Вот пишу и знаю наверняка, что они сейчас в океане. Удачи вам, ребята, и хорошей волны.

Иногда в жизни случается, ты открываешь нечто такое, что потом следует за тобой, как тень, вместе с тобой во сне и наяву, ты помнишь, возвращаешься в мыслях, грезишь, мечтаешь, тоскуешь. Открытия бывают разными. Все они зовутся тягой, тягой познать себя через красоту мира. Жизнь течёт изнутри вовне.
Ей, тяге, не надо противиться. Её нужно впускать.



В океане небесном

В океане небесном над сосновыми холмами летит самолёт, цвета стали. Летит горделиво, расправив плечи, вытянув хвост и изогнув спину, как спортсмен в момент полёта перед прыжком в воду. Но самолёта движение свободно от силы притяжения, его плоскость - горизонталь, стихия - чистый воздух, солнце, высокое небо и пучины хвои.



Май

Твоё лицо

Сейчас проступают те самые фактуры мая, что так любим с тобой. Всю ночь и всё утро шёл дождь. Яблоневый дождь. Пора, воспетая поэтами. Я набиваю карманы и банки красками юного лета: пучками ели, сосновыми почками, жёлтым одуванчиком, лепестками яблони и вишни и корой можжевельника. Я запрячу их на всё лето, чтобы осенью открыть, смешать с румянцем на деревьях и нарисовать в пруду твоё лицо. А потом улететь на юг, так никогда тебя и не встретив.

 
О стрельбе из лука

Люблю лук. За возможность почувствовать себя ближе к природе. За возможность соприкоснуться с историей человечества и на миг заглянуть в душу Охотника, Амазонки, Робина из Шервуда. Преимущество стрельбы из лука, хорошо известное всем им, заключается в том, что из него можно стрелять скрытно, с любой позиции и бесшумно. Единственное, что выдать может - скрип натягиваемой тетивы.

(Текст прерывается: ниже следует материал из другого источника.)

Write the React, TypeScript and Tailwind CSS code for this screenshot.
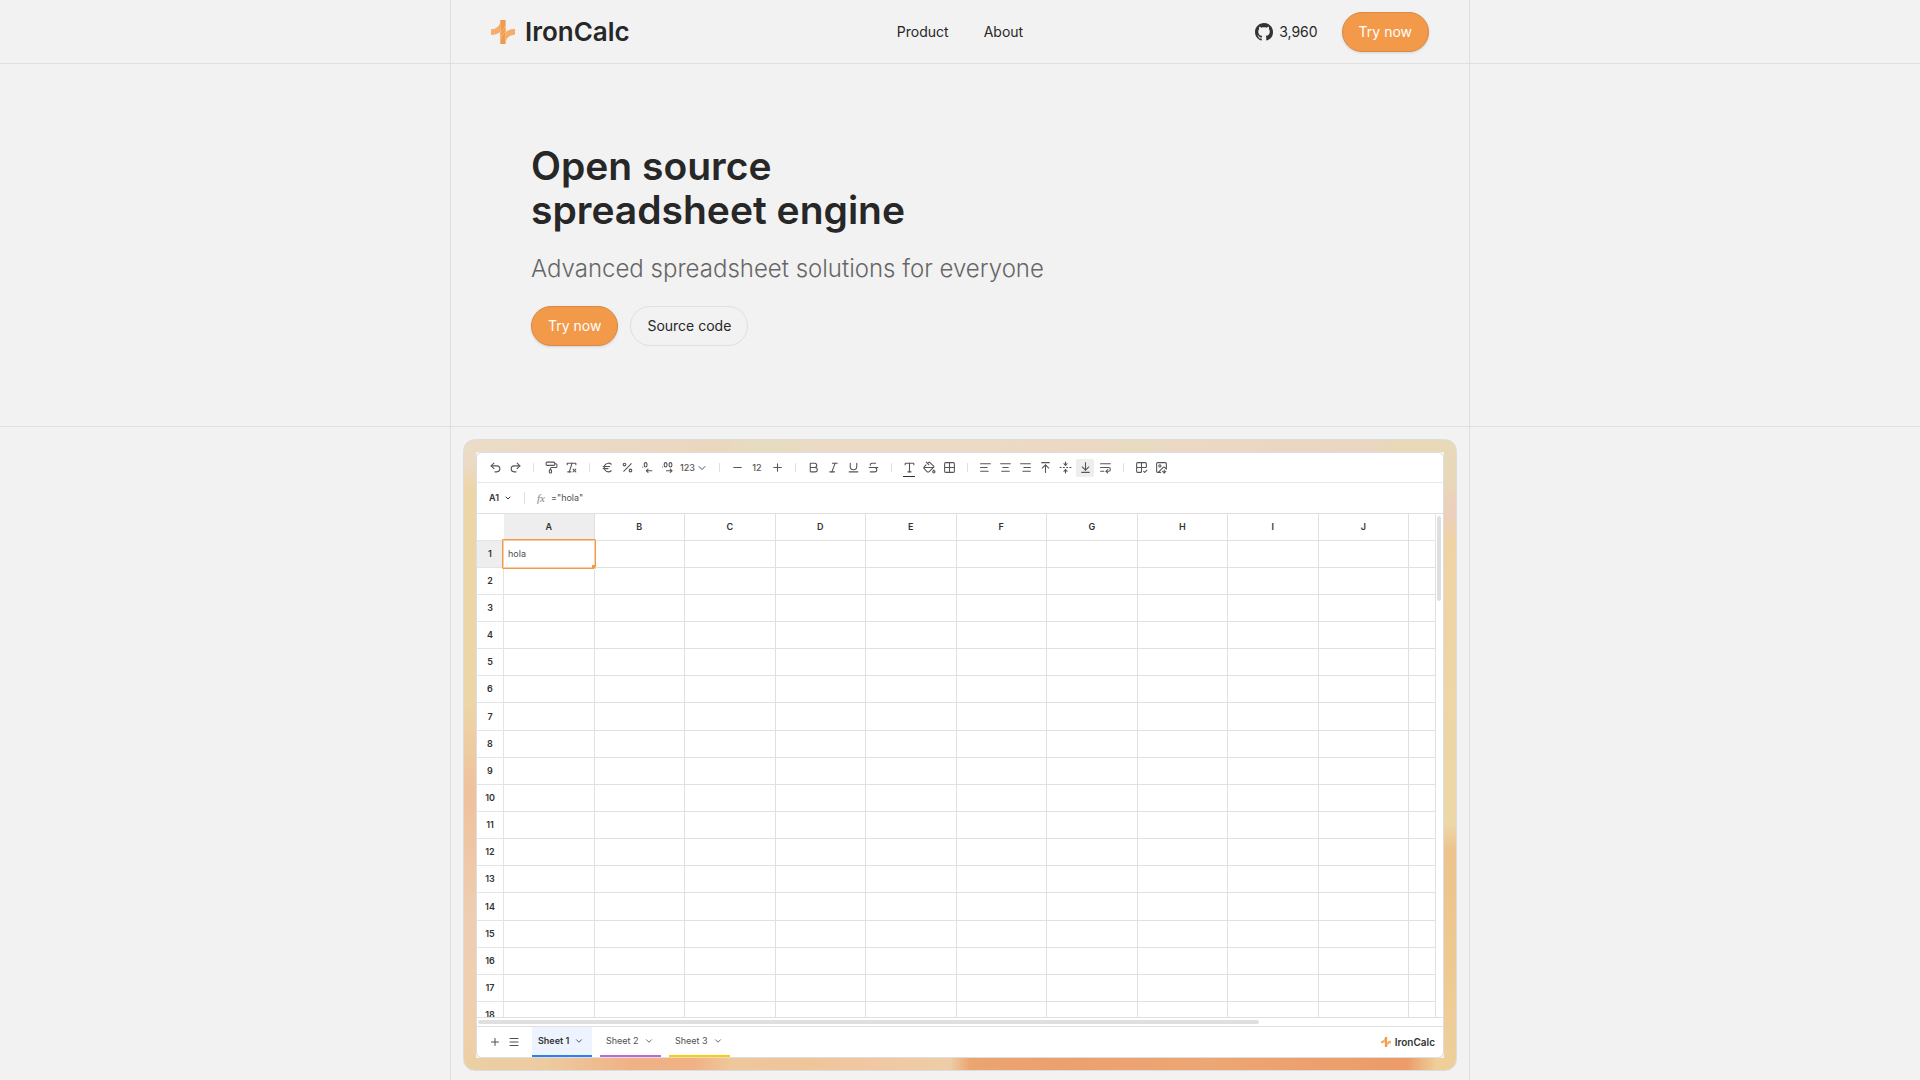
import type { ComponentType } from 'react';
import {
  AlignCenter,
  AlignLeft,
  AlignRight,
  ArrowDownToLine,
  ArrowUpToLine,
  Bold,
  ChevronDown,
  DecimalsArrowLeft,
  DecimalsArrowRight,
  Euro,
  FoldVertical,
  Grid2x2,
  Grid2x2Check,
  ImageDown,
  Italic,
  Menu,
  Minus,
  PaintBucket,
  PaintRoller,
  Percent,
  Plus,
  Redo2,
  RemoveFormatting,
  Strikethrough,
  Type,
  Underline,
  Undo2,
  WrapText,
} from 'lucide-react';

const columns = ['A', 'B', 'C', 'D', 'E', 'F', 'G', 'H', 'I', 'J'];
const rows = Array.from({ length: 18 }, (_, i) => i + 1);

const sheets = [
  { name: 'Sheet 1', style: 'w-[60px] bg-[#edf4ff] border-[#2f80ed] font-semibold text-[#333333]' },
  { name: 'Sheet 2', style: 'w-[61px] border-[#bb6bd9] text-[#4f4f4f]' },
  { name: 'Sheet 3', style: 'w-[61px] border-[#ffcc00] text-[#4f4f4f]' },
];

function LogoMark({ className }: { className?: string }) {
  return (
    <svg viewBox="0 0 24 24" className={className} aria-hidden="true">
      <path d="M9.300 0h5.300v24H9.300Z" fill="#f2994a" />
      <path d="M0 9.300C5.500 9.300 9.300 5.500 9.300 0.500V12C6.900 14 3.600 15 0 15Z" fill="#f5ad6c" />
      <path d="M24 14.700C18.500 14.700 14.600 18.500 14.600 23.500V12C17 10 20.400 9 24 9Z" fill="#f5ad6c" />
      <path d="M14.500 4.500C13.900 7.600 12.200 10.400 9.400 12.800M14.500 11.200C11.800 13.600 10 16.400 9.400 19.500" fill="none" stroke="#f7bd88" strokeWidth="0.8" />
    </svg>
  );
}

function GithubMark() {
  return (
    <svg viewBox="0 0 16 16" className="size-[18px] fill-[#333333]" aria-hidden="true">
      <path d="M8 0C3.580 0 0 3.580 0 8c0 3.540 2.290 6.530 5.470 7.590.4.070.55-.17.55-.38 0-.19-.01-.82-.01-1.490-2.010.37-2.530-.49-2.690-.94-.09-.23-.48-.94-.82-1.130-.28-.15-.68-.52-.01-.53.63-.01 1.080.58 1.230.82.72 1.210 1.870.87 2.330.66.070-.52.28-.87.51-1.070-1.780-.2-3.640-.89-3.640-3.950 0-.87.31-1.590.82-2.150-.08-.2-.36-1.020.08-2.120 0 0 .67-.21 2.200.82.64-.18 1.320-.27 2-.27s1.360.09 2 .27c1.530-1.040 2.200-.82 2.200-.82.44 1.100.16 1.920.08 2.120.51.56.82 1.270.82 2.150 0 3.070-1.870 3.750-3.650 3.950.29.25.54.73.54 1.480 0 1.070-.01 1.930-.01 2.200 0 .21.15.46.55.38A8.010 8.010 0 0 0 16 8c0-4.420-3.580-8-8-8Z" />
    </svg>
  );
}

interface ToolProps {
  icon: ComponentType<{ className?: string; strokeWidth?: number }>;
  label: string;
  className?: string;
}

function Tool({ icon: Icon, label, className = '' }: ToolProps) {
  return (
    <button type="button" aria-label={label} className={`flex size-[18px] shrink-0 items-center justify-center rounded-xs ${className}`}>
      <Icon className="size-[13px]" strokeWidth={2} />
    </button>
  );
}

function Divider() {
  return <div className="mr-[6px] ml-[7px] h-[9px] w-px bg-[#e0e0e0]" />;
}

function Toolbar() {
  return (
    <div className="flex h-[30px] items-center gap-[2px] border-b border-[#e8e8e8] px-[9px] text-[#555555]">
      <Tool icon={Undo2} label="Undo" />
      <Tool icon={Redo2} label="Redo" />
      <Divider />
      <Tool icon={PaintRoller} label="Copy style" />
      <Tool icon={RemoveFormatting} label="Clear formatting" />
      <Divider />
      <Tool icon={Euro} label="Currency" />
      <Tool icon={Percent} label="Percent" />
      <Tool icon={DecimalsArrowLeft} label="Fewer decimals" />
      <Tool icon={DecimalsArrowRight} label="More decimals" />
      <button type="button" className="flex h-[18px] w-8 items-center justify-between px-[2px] text-[9px] font-medium">
        123
        <ChevronDown className="size-3 shrink-0" />
      </button>
      <Divider />
      <Tool icon={Minus} label="Smaller text" />
      <span className="w-[18px] text-center text-[9px] font-medium">12</span>
      <Tool icon={Plus} label="Larger text" />
      <Divider />
      <Tool icon={Bold} label="Bold" />
      <Tool icon={Italic} label="Italic" />
      <Tool icon={Underline} label="Underline" />
      <Tool icon={Strikethrough} label="Strikethrough" />
      <Divider />
      <Tool icon={Type} label="Text color" className="relative after:absolute after:inset-x-[3px] after:bottom-0 after:h-px after:bg-[#333333]" />
      <Tool icon={PaintBucket} label="Fill color" />
      <Tool icon={Grid2x2} label="Borders" />
      <Divider />
      <Tool icon={AlignLeft} label="Align left" />
      <Tool icon={AlignCenter} label="Align center" />
      <Tool icon={AlignRight} label="Align right" />
      <Tool icon={ArrowUpToLine} label="Align top" />
      <Tool icon={FoldVertical} label="Align middle" />
      <Tool icon={ArrowDownToLine} label="Align bottom" className="bg-[#eeeeee]" />
      <Tool icon={WrapText} label="Wrap text" />
      <Divider />
      <Tool icon={Grid2x2Check} label="Grid lines" />
      <Tool icon={ImageDown} label="Export image" />
    </div>
  );
}

function FormulaBar() {
  return (
    <div className="flex h-[31px] items-center border-b border-[#e0e0e0] pl-3 text-[9px]">
      <button type="button" className="flex w-[35px] items-center gap-[5px] font-semibold text-[#333333]">
        A1
        <ChevronDown className="size-2" strokeWidth={3} />
      </button>
      <div className="h-3 w-px bg-[#e0e0e0]" />
      <label htmlFor="formula" className="w-[26px] pl-3 font-['Liberation_Serif',serif] text-[11px] text-[#828282] italic">
        fx
      </label>
      <input id="formula" className="min-w-0 flex-1 text-[#4f4f4f] outline-none" defaultValue={'="hola"'} />
    </div>
  );
}

function Grid() {
  return (
    <div className="relative h-[513px] overflow-hidden border-b border-[#e0e0e0]">
      <div className="pr-[7px]">
        <table className="w-full table-fixed border-separate border-spacing-0 text-[9px] text-[#333333]">
          <colgroup>
            <col className="w-[27px]" />
            {columns.map((c) => (
              <col key={c} />
            ))}
            <col className="w-[27px]" />
          </colgroup>
          <thead>
            <tr className="h-[27px]">
              <td className="border-b border-[#e4e4e4] p-0" />
              {columns.map((c) => (
                <th key={c} scope="col" className={`border-r border-b border-[#e0e0e0] p-0 font-semibold ${c === 'A' ? 'bg-[#eeeeee]' : ''}`}>
                  {c}
                </th>
              ))}
              <td className="border-r border-b border-[#e4e4e4] p-0" />
            </tr>
          </thead>
          <tbody>
            {rows.map((r) => (
              <tr key={r} className="h-[27px] nth-[7n]:h-7">
                <th scope="row" className={`border-r border-b border-[#e4e4e4] p-0 font-semibold ${r === 1 ? 'bg-[#eeeeee]' : ''}`}>
                  {r}
                </th>
                {columns.map((c) => (
                  <td key={c} className="relative border-r border-b border-[#e0e0e0] p-0">
                    {r === 1 && c === 'A' && (
                      <div className="absolute -inset-[2px] flex items-center rounded-[1px] border border-[#f2994a] bg-white pl-[5px] text-[#4f4f4f] shadow-[inset_0_0_0_1px_#f8cca5]">
                        hola
                        <span className="absolute right-0 bottom-0 size-[3px] bg-[#f2994a]" />
                      </div>
                    )}
                  </td>
                ))}
                <td className="border-r border-b border-[#e0e0e0] p-0" />
              </tr>
            ))}
          </tbody>
        </table>
      </div>
      <div className="absolute top-[2px] right-[2px] h-[85px] w-1 rounded-full bg-[#dfdfdf]" />
      <div className="absolute inset-x-0 bottom-0 h-[9px] border-t border-[#e0e0e0] bg-white px-px py-[2px]">
        <div className="h-1 w-[81%] rounded-full bg-[#dfdfdf]" />
      </div>
    </div>
  );
}

function SheetBar() {
  return (
    <div className="flex h-[30px] items-center pr-2 pl-3 text-[9px]">
      <button type="button" aria-label="Add sheet" className="mr-[7px] text-[#4f4f4f]">
        <Plus className="size-3" />
      </button>
      <button type="button" aria-label="Sheet list" className="mr-3 text-[#4f4f4f]">
        <Menu className="size-3" />
      </button>
      <div className="flex gap-2 self-stretch">
        {sheets.map((s) => (
          <button key={s.name} type="button" className={`flex items-center gap-[5px] border-b-2 pl-[6px] whitespace-nowrap ${s.style}`}>
            {s.name}
            <ChevronDown className="size-[10px] shrink-0" />
          </button>
        ))}
      </div>
      <div className="ml-auto flex items-center gap-1 text-[10px] font-semibold text-[#333333]">
        <LogoMark className="size-[10px]" />
        IronCalc
      </div>
    </div>
  );
}

function TryNow() {
  return (
    <a href="#try" className="flex h-10 items-center rounded-full border border-[#d98a43] bg-[#f2994a] px-4 text-sm text-white shadow-sm">
      Try now
    </a>
  );
}

export default function App() {
  return (
    <div className="flex min-h-screen flex-col bg-[#f2f2f2] font-['Inter',sans-serif] text-[#272727] antialiased">
      <header className="border-b border-[#dfdfdf]">
        <div className="mx-auto flex h-[63px] w-full max-w-[1020px] items-center justify-between border-x border-[#dfdfdf] px-10">
          <a href="#home" className="flex flex-1 items-center gap-[10px] text-[26px] leading-8 font-semibold">
            <LogoMark className="size-6" />
            IronCalc
          </a>
          <nav className="flex gap-[35px] text-sm">
            <a href="#product">Product</a>
            <a href="#about">About</a>
          </nav>
          <div className="flex flex-1 items-center justify-end gap-6 text-sm">
            <a href="#github" className="flex items-center gap-[6px]">
              <GithubMark />
              3,960
            </a>
            <TryNow />
          </div>
        </div>
      </header>

      <section className="border-b border-[#dfdfdf]">
        <div className="mx-auto w-full max-w-[1020px] border-x border-[#dfdfdf] px-20 py-20">
          <h1 className="text-[39px] leading-[44px] font-semibold">
            Open source
            <br />
            spreadsheet engine
          </h1>
          <p className="mt-5 text-2xl leading-[34px] font-light text-[#666666]">Advanced spreadsheet solutions for everyone</p>
          <div className="mt-5 flex gap-3">
            <TryNow />
            <a href="#source" className="flex h-10 items-center rounded-full border border-[#dfdfdf] px-4 text-sm">
              Source code
            </a>
          </div>
        </div>
      </section>

      <section className="mx-auto w-full max-w-[1020px] flex-1 border-x border-[#dfdfdf] px-3 pt-3 pb-2">
        {/* one gradient strip per side of the frame */}
        <div className="rounded-xl border border-[#dddddd] p-3 [background:linear-gradient(to_right,#ebdcc8,#ead7c0_26%,#e6dcbf_29%,#e6dcbf_32%,#ebdac6_35%,#ebd9c3_65%,#e6dcbf_68%,#ebd9c5_71%,#ead6c2_91%,#e8d9b8_94%)_top/100%_12px_no-repeat,linear-gradient(to_right,#eccfa4,#edcba0_8%,#f0b184_17%,#f0b184_23%,#efc79d_27%,#efc59a_35%,#f1c7a2_40%,#eecda6_49%,#eba571_51%,#eca070_60%,#eda675_75%,#ec9b69_95%,#eecf9a_98%)_bottom/100%_12px_no-repeat,linear-gradient(#ebdcc8,#ebdac4_4%,#ecd5a6_8%,#ecd5a6_42%,#efc19c_56%,#eecdb0_75%,#eed0b0_90%,#edcfa4)_left/12px_100%_no-repeat,linear-gradient(#e8d9b8,#e8d8ba_7%,#ebd0bb_10%,#ebd0bb_12%,#efd3a5_16%,#ecd7a6_61%,#ecc48c_65%,#edc890_80%,#eed09c)_right/12px_100%_no-repeat]">
          <div className="overflow-hidden rounded-md border border-[#dddddd] bg-white">
            <Toolbar />
            <FormulaBar />
            <Grid />
            <SheetBar />
          </div>
        </div>
      </section>
    </div>
  );
}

Ничто так не тренирует слух, зрение и внутреннее чутьё, как стрельба из лука. Постепенно учишься различать скрипы, шорохи леса, шелест, бегущий по листьям и несущий дуновение ветра, который мгновение спустя скорректирует тебе полёт стрелы.
Самый лучший миг - это всегда миг перед выпуском стрелы: тетива натянута, выбрана траектория, наконечник наведён на цель, дыхание остановлено. Всё, что осталось - опустить мысли в голове на дно и унять чувства любые: предвкушение, тщеславие, гордыню - мало ли их сидит по центру солнечного сплетения, букетом расцветающих всегда так некстати. Очень важно очистить сознание, ум и сердце перед выпуском стрелы. Пока не очистишь - не отпускай тетиву, так и удерживай. А ежели не удержал и дрогнула рука - не завершённый твой выстрел, не доработанный и не считается. Вот почему необходимо тренировать и тело, и силу духа, и внутренний взор.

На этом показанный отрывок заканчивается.